* **What to work on**
Where a line in the listing contains the string "styles", copy that line out.

* **Information provided**
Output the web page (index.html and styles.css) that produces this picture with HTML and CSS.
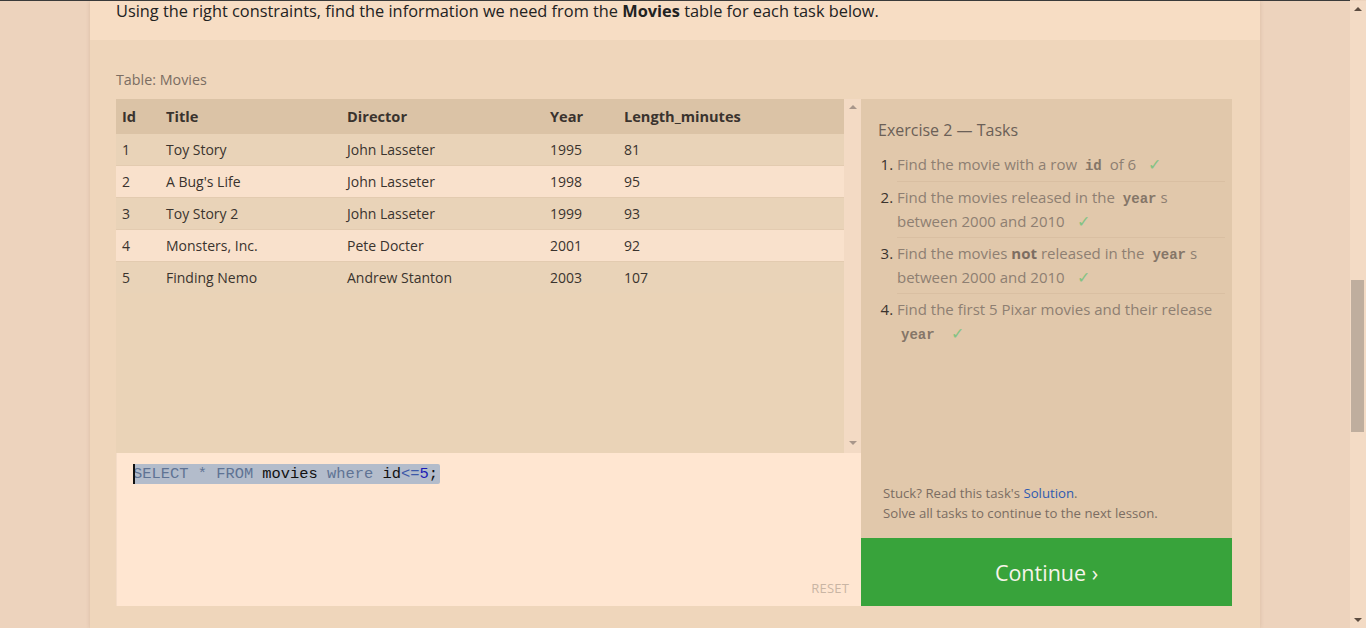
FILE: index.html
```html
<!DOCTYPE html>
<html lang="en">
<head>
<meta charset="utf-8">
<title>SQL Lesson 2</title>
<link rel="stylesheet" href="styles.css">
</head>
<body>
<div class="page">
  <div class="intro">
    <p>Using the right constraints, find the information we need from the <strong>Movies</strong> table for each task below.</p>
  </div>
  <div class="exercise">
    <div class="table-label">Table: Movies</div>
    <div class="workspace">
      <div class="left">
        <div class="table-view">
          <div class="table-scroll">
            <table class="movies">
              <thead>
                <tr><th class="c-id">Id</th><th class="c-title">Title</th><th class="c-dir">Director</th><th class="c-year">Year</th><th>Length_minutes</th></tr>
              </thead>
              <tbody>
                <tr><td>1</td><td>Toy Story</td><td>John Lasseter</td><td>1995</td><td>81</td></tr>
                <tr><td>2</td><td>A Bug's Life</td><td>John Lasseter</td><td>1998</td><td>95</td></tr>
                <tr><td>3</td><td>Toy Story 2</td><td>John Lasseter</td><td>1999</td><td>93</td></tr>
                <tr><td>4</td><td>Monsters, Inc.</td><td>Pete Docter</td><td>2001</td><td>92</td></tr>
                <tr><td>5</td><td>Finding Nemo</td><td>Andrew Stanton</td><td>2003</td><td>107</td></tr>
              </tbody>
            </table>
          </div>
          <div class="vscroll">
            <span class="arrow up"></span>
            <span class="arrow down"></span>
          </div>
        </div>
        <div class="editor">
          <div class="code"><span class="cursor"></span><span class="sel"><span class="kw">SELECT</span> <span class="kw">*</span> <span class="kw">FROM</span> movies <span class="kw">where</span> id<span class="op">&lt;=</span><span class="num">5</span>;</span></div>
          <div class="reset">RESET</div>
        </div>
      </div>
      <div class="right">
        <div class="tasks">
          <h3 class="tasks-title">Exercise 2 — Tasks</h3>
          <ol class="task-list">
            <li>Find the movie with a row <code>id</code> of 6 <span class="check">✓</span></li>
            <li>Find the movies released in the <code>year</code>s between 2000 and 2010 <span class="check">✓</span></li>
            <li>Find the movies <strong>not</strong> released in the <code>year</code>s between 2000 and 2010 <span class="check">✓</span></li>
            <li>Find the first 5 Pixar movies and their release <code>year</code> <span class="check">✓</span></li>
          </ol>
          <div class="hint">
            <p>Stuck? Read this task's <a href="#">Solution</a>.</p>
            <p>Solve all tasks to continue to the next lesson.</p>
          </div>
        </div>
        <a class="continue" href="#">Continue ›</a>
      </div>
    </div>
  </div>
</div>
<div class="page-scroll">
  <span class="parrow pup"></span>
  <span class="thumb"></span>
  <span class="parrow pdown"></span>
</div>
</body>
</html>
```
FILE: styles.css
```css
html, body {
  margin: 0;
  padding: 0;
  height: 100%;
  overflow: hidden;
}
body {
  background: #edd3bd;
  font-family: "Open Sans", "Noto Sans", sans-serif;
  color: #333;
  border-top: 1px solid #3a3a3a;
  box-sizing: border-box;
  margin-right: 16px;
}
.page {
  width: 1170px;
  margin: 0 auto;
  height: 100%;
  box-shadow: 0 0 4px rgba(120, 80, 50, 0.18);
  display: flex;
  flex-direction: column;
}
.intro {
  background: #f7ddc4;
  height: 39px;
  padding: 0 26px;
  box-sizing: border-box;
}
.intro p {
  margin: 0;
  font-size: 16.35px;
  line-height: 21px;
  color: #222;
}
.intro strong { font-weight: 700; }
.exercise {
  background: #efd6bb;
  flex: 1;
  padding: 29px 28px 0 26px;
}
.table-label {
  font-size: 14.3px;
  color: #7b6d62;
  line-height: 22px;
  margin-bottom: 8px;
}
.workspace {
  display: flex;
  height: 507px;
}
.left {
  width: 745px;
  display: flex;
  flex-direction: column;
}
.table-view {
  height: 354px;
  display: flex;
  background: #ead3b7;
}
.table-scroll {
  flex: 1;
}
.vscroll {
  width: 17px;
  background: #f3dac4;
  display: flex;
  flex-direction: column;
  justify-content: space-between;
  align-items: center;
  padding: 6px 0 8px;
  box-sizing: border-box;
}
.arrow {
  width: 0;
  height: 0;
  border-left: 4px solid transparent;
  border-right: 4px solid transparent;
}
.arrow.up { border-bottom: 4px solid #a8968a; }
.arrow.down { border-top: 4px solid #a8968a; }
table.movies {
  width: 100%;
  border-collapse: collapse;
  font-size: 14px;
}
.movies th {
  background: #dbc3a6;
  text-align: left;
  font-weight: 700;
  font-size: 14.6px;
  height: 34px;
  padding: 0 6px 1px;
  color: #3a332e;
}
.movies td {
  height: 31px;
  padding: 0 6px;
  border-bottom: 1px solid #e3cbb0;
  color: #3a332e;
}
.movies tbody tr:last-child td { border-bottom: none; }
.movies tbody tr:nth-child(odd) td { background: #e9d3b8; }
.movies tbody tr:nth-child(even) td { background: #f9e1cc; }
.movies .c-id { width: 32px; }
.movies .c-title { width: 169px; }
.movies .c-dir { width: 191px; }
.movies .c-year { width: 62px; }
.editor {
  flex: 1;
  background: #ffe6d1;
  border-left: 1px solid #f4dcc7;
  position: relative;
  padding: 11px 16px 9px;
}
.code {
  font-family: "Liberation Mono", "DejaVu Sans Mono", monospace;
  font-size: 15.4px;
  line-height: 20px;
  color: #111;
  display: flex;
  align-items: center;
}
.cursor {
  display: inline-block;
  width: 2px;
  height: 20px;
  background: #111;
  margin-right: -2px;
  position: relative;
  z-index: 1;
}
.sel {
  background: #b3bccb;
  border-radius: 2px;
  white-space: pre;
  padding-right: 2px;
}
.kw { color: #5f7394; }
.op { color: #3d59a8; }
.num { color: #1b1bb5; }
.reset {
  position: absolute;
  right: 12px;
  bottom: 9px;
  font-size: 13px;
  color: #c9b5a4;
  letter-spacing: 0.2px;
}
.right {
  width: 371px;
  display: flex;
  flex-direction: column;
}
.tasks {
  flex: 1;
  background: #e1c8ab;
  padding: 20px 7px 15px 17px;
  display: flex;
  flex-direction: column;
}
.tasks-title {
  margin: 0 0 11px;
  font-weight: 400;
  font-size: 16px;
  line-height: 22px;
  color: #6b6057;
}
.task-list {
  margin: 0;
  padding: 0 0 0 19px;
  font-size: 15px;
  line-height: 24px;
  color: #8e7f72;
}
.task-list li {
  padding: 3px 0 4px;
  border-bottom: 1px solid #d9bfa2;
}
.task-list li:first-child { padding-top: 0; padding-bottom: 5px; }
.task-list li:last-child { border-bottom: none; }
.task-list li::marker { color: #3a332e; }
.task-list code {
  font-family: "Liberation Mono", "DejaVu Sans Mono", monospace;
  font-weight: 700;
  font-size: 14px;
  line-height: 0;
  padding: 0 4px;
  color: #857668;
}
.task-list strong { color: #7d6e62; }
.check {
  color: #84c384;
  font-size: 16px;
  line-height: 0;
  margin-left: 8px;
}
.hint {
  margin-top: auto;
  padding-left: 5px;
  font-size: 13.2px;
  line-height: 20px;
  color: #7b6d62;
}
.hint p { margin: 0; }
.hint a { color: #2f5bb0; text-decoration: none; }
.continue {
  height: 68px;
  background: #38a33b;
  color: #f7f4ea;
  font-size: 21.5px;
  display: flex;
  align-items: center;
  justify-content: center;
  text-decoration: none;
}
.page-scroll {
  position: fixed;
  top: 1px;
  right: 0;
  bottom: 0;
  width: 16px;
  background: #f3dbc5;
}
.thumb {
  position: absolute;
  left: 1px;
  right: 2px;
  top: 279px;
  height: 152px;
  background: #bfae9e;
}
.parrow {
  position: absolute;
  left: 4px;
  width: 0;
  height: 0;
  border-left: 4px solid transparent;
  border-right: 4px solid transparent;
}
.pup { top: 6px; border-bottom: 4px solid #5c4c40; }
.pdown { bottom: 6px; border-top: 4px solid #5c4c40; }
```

* **Answer to this task**
Output the web page (index.html and styles.css) that produces this picture with HTML and CSS.
<link rel="stylesheet" href="styles.css">
FILE: styles.css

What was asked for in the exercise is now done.